The Obama administration has been deeply concerned about military equipment falling into the hands of radical Islamists who have become a significant factor in the Syrian conflict and could then use that materiel for terrorist attacks or strikes on Israel.

The Italian government, which is hosting Thursday’s conference, said on Monday that the Europeans would use the meeting “to urge the US’ greater flexibility on measures in favour of the opposition to the Assad regime.”

“They will be asking, in particular, that ‘non-lethal’ aid be extended to include technical assistance and training so as to consolidate the coalition’s efforts in the light of what emerged at the latest meeting of the EU Foreign Affairs Council,” the foreign ministry said in a statement. In a recent meeting, European Union foreign ministers agreed that support to the rebels needed to be boosted.

Officials in Washington said the US was leaning toward providing tens of millions of dollars more in non-lethal assistance to the opposition, including vetted members of the Free Syrian Army who had not been receiving direct US assistance. So far, assistance has been limited to funding for communications and other logistical equipment, a formalised liaison office and an invitation to Al Khatib to visit the US in the coming weeks.

The officials stressed the administration did not envision military training for the rebels nor US provision of combat items such as body armour.

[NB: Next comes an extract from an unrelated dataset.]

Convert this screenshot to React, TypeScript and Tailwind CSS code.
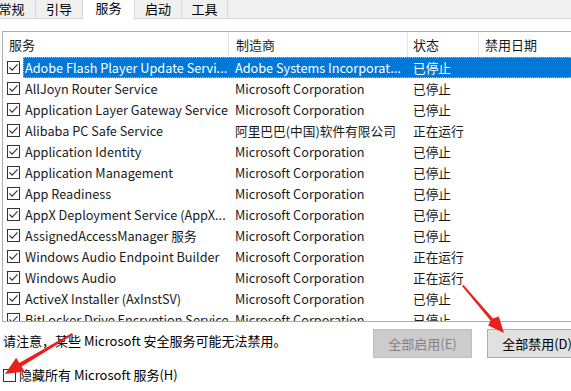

The officials said the US is also looking at stepping up its civilian technical assistance devoted to rule of law, civil society and good governance, in order to prepare an eventual transition government to run the country once Assad leaves.

In Europe, meanwhile, Kerry on Tuesday visited Berlin where he met his Russian counterpart, Sergei Lavrov, for the first time in his new post, spending more than an hour discussing the Syria conflict.

Russia has been a strong supporter of Assad and has repeatedly blocked efforts at the UN to impose sanctions against the regime unless it stops the violence that has killed nearly 70,000 people.